The PJ Tatler

Gaddafi and Ortega: Brotherhood of Blood

You may have missed it earlier this week, but not everyone on the planet is condemning Muammar Gaddafi for his massive slaughter of unarmed demonstrators. In a piece of mine published today at, I take a look at various Latin American leftist allies of the Libyan dictator who are either silent in the face of the bloody crackdown or actually stand by their friend Gaddafi as he murders his own people:

Ortega says that Qadaffi, ‘”is again waging a great battle’ to defend the unity of his nation” and that ‘”it’s at difficult times that loyalty and resolve are put to the test.”‘ Ortega shouldn’t really worry about Qaddafi’s “resolve.” The despot’s thugs and mercenaries are demonstrating that quality every day when they break into homes armed with swords and hammers, hacking and bludgeoning people to death. And how much of a “battle” can it be if Qaddafi’s air force is bombing civilians in the streets? Ortega is unconcerned; he blames the Libyan people getting shot down in cold blood for their own predicament, saying “There is looting of businesses now, there is destruction. That is terrible.”

One can only marvel at Ortega’s train of logic that shows concern for looted businesses and destruction — caused at least partly by Libya’s own air force — but not for women and children jumping off of bridges to avoid African mercenaries who are massacring everyone in sight.

Ortega is not the only leftist Latin leader who has expressed, if not solidarity, then at least understanding of Qaddafi’s actions. The mummified Fidel Castro is taking a “wait and see” attitude toward events in Libya. In a column published Tuesday, Castro wrote, “You can agree or not with Gadhafi. The world has been invaded by all sorts of news … We have to wait the necessary time to know with rigor how much is fact or lie.”

Good advice from the master of propaganda and deceit. It appears that Castro is perfectly willing to wait and see if reports of mercenaries from Chad and Nigeria roaming the streets of Benghazi shooting unarmed people in the head are true or not. Evidently, video evidence is just not good enough.

And what of Hugo Chavez? The voluble Venezuelan has maintained a stony silence in the face of Gaddafi’s outrageous violations of human rights.

What of Hugo Chavez? The man who can’t seem to keep his mouth shut about anything has been stone cold silent about the Libyan upheaval. As late as Monday there were rumors that Qaddafi was either planning to flee to Venezuela or was actually on the way. The Venezuelan government has denied these rumors, but Fausta Wertz, who follows the Latin American Spanish language newspapers very closely, told me that news reports had Qaddafi actually calling Hugo Chavez last week seeking asylum, but his Venezuelan friend turned him down – for the moment. Don’t be surprised to see Qaddafi change his mind about fighting to the last drop of blood and end up in Caracas.
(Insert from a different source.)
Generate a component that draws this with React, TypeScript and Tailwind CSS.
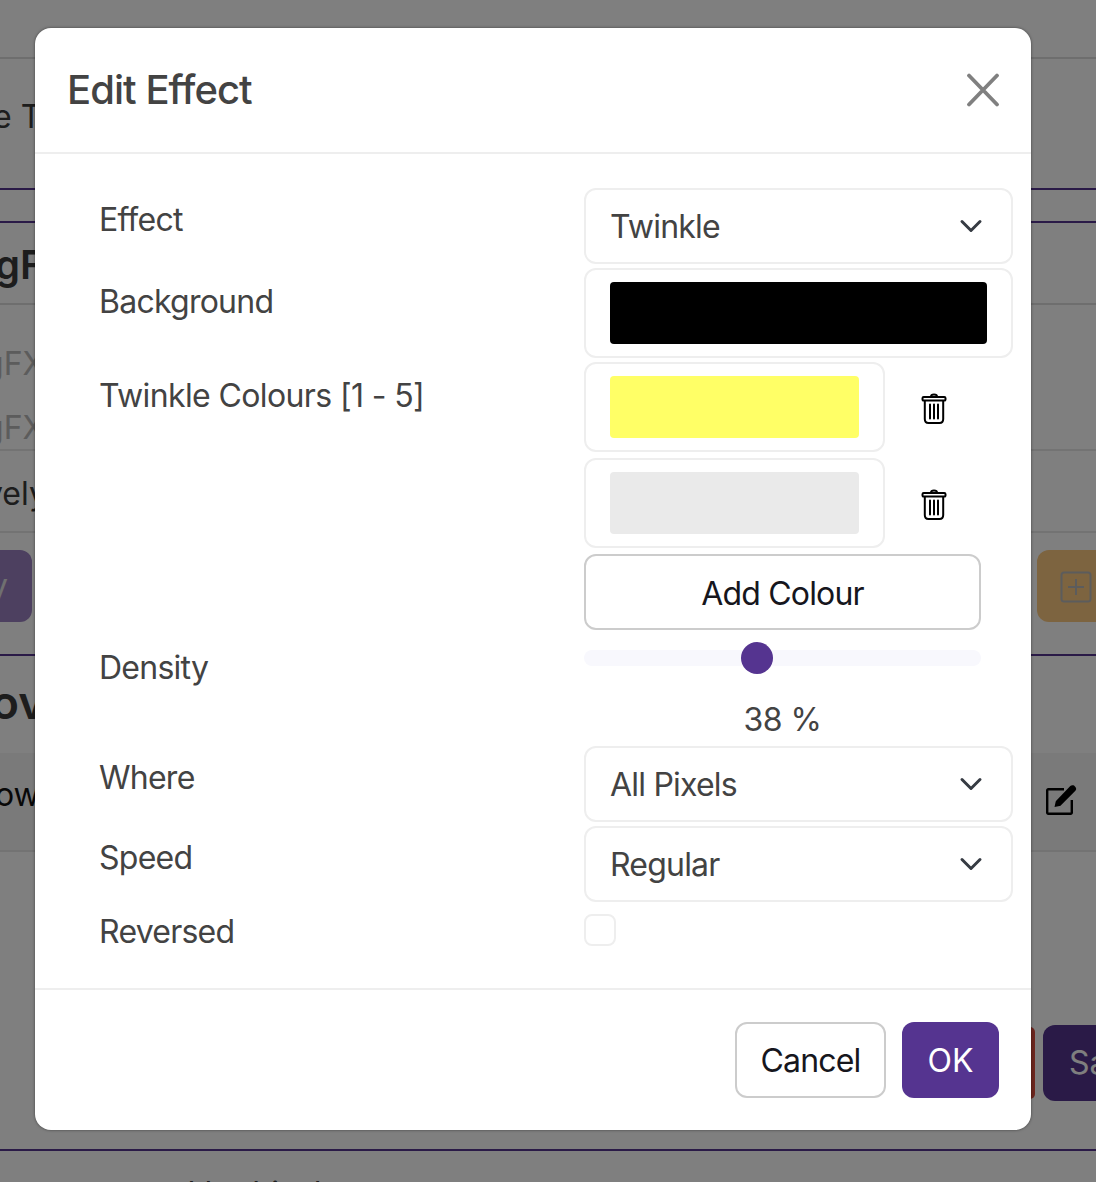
import React from "react";
import { ChevronDown } from "lucide-react";

function Trash() {
  return (
    <svg width="26" height="32" viewBox="0 0 26 32" fill="none" stroke="#000" strokeWidth="2" strokeLinejoin="round" strokeLinecap="round">
      <path d="M10 3.500C10 2.300 10.800 1.500 13 1.500s3 .8 3 2" />
      <rect x="1.500" y="4" width="23" height="3.600" rx="1.200" />
      <path d="M3.800 8v18C3.800 28.500 5.300 30 7.500 30h11c2.200 0 3.700-1.500 3.700-4V8" />
      <path d="M9 11.500v14M13 11.500v14M17 11.500v14" />
    </svg>
  );
}

function Select({ value }: { value: string }) {
  return (
    <div className="flex h-[76px] w-[429px] items-center justify-between rounded-[12px] border-2 border-[#eeeeee] bg-white pl-[24px] pr-[22px] text-[#434343]">
      <span className="pt-[2px] text-[32px] leading-none tracking-[-0.8px]">{value}</span>
      <ChevronDown size={36} strokeWidth={2} className="text-[#363b43]" />
    </div>
  );
}

function Swatch({ color, wide }: { color: string; wide?: boolean }) {
  return (
    <div className={`flex h-[90px] items-center rounded-[12px] border-2 border-[#eeeeee] bg-white px-[24px] ${wide ? "w-[429px]" : "w-[301px]"}`}>
      <div className="h-[62px] w-full rounded-[4px]" style={{ backgroundColor: color }} />
    </div>
  );
}

function Label({ children, className }: { children: React.ReactNode; className: string }) {
  return <div className={`text-[32px] leading-[40px] text-[#434343] ${className}`}>{children}</div>;
}

export default function App() {
  return (
    <div className="relative h-[1182px] w-[1096px] overflow-hidden bg-white font-['Inter','Liberation_Sans',sans-serif]">
      <div className="flex h-full flex-col text-[32px] text-[#3a3a3a]">
        <div className="h-[59px] shrink-0 border-b-2 border-[#dcdcdc]" />
        <div className="h-[131px] shrink-0 border-b-2 border-[#54358f] pt-[38px] leading-[40px] whitespace-nowrap">
          <span className="-ml-[7px] inline-block">e T</span>
        </div>
        <div className="h-[33px] shrink-0 border-b-2 border-[#54358f]" />
        <div className="h-[82px] shrink-0 border-b-2 border-[#dcdcdc] pt-[18px] text-[40px] leading-[48px] font-semibold">
          <span className="-ml-[5px] inline-block">gF</span>
        </div>
        <div className="h-[146px] shrink-0 border-b-2 border-[#e6e6e6] pt-[27px] leading-[64px] text-[#b8b8b8]">
          <div className="-ml-[16px]">gFX</div>
          <div className="-ml-[16px]">gFX</div>
        </div>
        <div className="h-[82px] shrink-0 border-b-2 border-[#e6e6e6] pt-[23px] leading-[40px]">
          <span className="-ml-[15px] inline-block">vely</span>
        </div>
        <div className="flex h-[123px] shrink-0 justify-between border-b-2 border-[#54358f] pt-[17px]">
          <div className="flex h-[72px] w-[32px] items-center justify-end rounded-r-[12px] bg-[#9a80c0] pr-[24px] text-[#e0e0e0]">y</div>
          <div className="flex h-[72px] w-[59px] items-center rounded-l-[12px] bg-[#fbc880] pl-[23px]">
            <svg width="32" height="32" viewBox="0 0 32 32" fill="none" stroke="#b8b8b8" strokeWidth="2" className="mt-[1px]">
              <rect x="1.500" y="1.500" width="29" height="29" rx="2.500" />
              <path d="M16 8v16M8 16h16" />
            </svg>
          </div>
        </div>
        <div className="h-[97px] shrink-0 pt-[20px] text-[46px] leading-[52px] font-semibold">
          <span className="-ml-[9px] inline-block">ov</span>
        </div>
        <div className="flex h-[99px] shrink-0 items-center justify-between border-b-2 border-[#e6e6e6] bg-[#f4f4f4] pr-[17px]">
          <span className="-ml-[5px] -mt-[14px] inline-block text-[#111]">ow</span>
          <svg width="36" height="36" viewBox="0 0 24 24" fill="#000" className="mt-[-3px]">
            <path d="M20.700 2.400l.9.9c.7.7.7 1.800 0 2.500l-9.800 9.800c-.2.2-.5.4-.8.4l-3.300.7.700-3.400c.1-.3.200-.6.400-.8l9.400-9.800c.6-.7 1.800-.7 2.500-.3z" />
            <path d="M3.500 4h10.500v1.600H3.600v14.800h14.800V12H20v8.500c0 .8-.7 1.500-1.500 1.500h-15C2.700 22 2 21.300 2 20.500v-15C2 4.700 2.700 4 3.500 4z" />
          </svg>
        </div>
        <div className="h-[297px] shrink-0" />
      </div>

      <div className="absolute left-0 top-[1149px] h-[2px] w-full bg-[#54358f]" />
      <div className="absolute left-[6px] top-[1174px] whitespace-pre text-[32px] leading-[40px] text-[#3a3a3a]">to create a d ltt this  bt tt</div>
      <div className="absolute left-[1030px] top-[1027px] h-[72px] w-[5px] rounded-r-[12px] bg-[#d84a3c]" />
      <div className="absolute left-[1043px] top-[1025px] flex h-[76px] w-[60px] items-center rounded-l-[12px] bg-[#54358f] pl-[26px] text-[32px] text-white">Sa</div>

      <div className="absolute inset-0 bg-[#000000]/50" />

      <div className="absolute left-[35px] top-[28px] flex h-[1102px] w-[996px] flex-col rounded-[16px] bg-white shadow-[0_0_3px_rgba(0,0,0,0.5)]">
        <div className="flex h-[126px] shrink-0 items-center justify-between border-b-2 border-[#eeeeee] pl-[33px] pr-[31px]">
          <div className="-ml-[1px] text-[40px] leading-[48px] font-medium tracking-[-0.95px] text-[#434343]">Edit Effect</div>
          <svg width="34" height="34" viewBox="0 0 34 34" stroke="#808080" strokeWidth="3.800" strokeLinecap="round">
            <path d="M3 2.500l28 29M31 2.500l-28 29" />
          </svg>
        </div>

        <div className="flex flex-1 pl-[64px] pt-[34px]">
          <div className="w-[485px] shrink-0">
            <Label className="mt-[12px] tracking-[-0.75px]">Effect</Label>
            <Label className="mt-[42px] tracking-[-0.75px]">Background</Label>
            <Label className="mt-[54px] tracking-[-0.62px]">Twinkle Colours [1 - 5]</Label>
            <Label className="mt-[232px] tracking-[-0.75px]">Density</Label>
            <Label className="mt-[70px] tracking-[-0.75px]">Where</Label>
            <Label className="mt-[40px] tracking-[-0.75px]">Speed</Label>
            <Label className="mt-[34px] tracking-[-0.75px]">Reversed</Label>
          </div>

          <div className="flex flex-col">
            <Select value="Twinkle" />
            <div className="mt-[4px]"><Swatch color="#000000" wide /></div>
            <div className="mt-[4px] flex items-center">
              <Swatch color="#ffff66" />
              <div className="ml-[36px] mt-[4px]"><Trash /></div>
            </div>
            <div className="mt-[6px] flex items-center">
              <Swatch color="#eaeaea" />
              <div className="ml-[36px] mt-[4px]"><Trash /></div>
            </div>
            <button className="mt-[6px] h-[76px] w-[397px] rounded-[12px] border-2 border-[#cccccc] bg-white pt-[3px] text-[32px] tracking-[-0.8px] text-[#16161d]">Add Colour</button>
            <div className="relative mt-[20px] h-[16px] w-[397px] rounded-full bg-[#f8f8fd]">
              <div className="absolute left-[157px] top-[-8px] h-[32px] w-[32px] rounded-full bg-[#553490]" />
            </div>
            <div className="mt-[34px] w-[397px] text-center text-[32px] leading-[40px] tracking-[-0.5px] text-[#434343]">38 %</div>
            <div className="mt-[6px]"><Select value="All Pixels" /></div>
            <div className="mt-[4px]"><Select value="Regular" /></div>
            <div className="mt-[12px] h-[32px] w-[32px] rounded-[8px] border-2 border-[#eeeeee] bg-white" />
          </div>
        </div>

        <div className="flex h-[142px] shrink-0 items-start justify-end gap-[16px] border-t-2 border-[#eeeeee] pr-[32px] pt-[32px]">
          <button className="h-[76px] w-[151px] rounded-[12px] border-2 border-[#cccccc] bg-white pt-[2px] text-[32px] tracking-[-0.8px] text-[#16161d]">Cancel</button>
          <button className="h-[76px] w-[97px] rounded-[12px] bg-[#553490] pt-[2px] text-[32px] text-white">OK</button>
        </div>
      </div>
    </div>
  );
}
If Chavez has muzzled himself, the state run media outlet Telesur is playing the role of Qaddafi apologist. Their reports about the massacres have been non-existent while giving “glowingly positive coverage” of Qaddafi. Perhaps Chavez is realistic enough to see that standing up for his Libyan revolutionary brother would isolate Venezuela at a time when he needs international investment to keep the economy afloat, but wishes to signal his support for his Libyan friend through his state-owned media.

What is it about these radical leftists that prevents them from condemning the bloodiest crackdown on civilians since Tiananmen? I believe that there is no moral framework by which these Latin American thugs can judge the actions of Gaddafi. To them, there is no right or wrong — only what works or what doesn’t. It doesn’t matter if 20,000 Libyans are mowed down. That would be regrettable but beside the point. As long as the “greater good” was served by Gaddafi staying in power, so be it.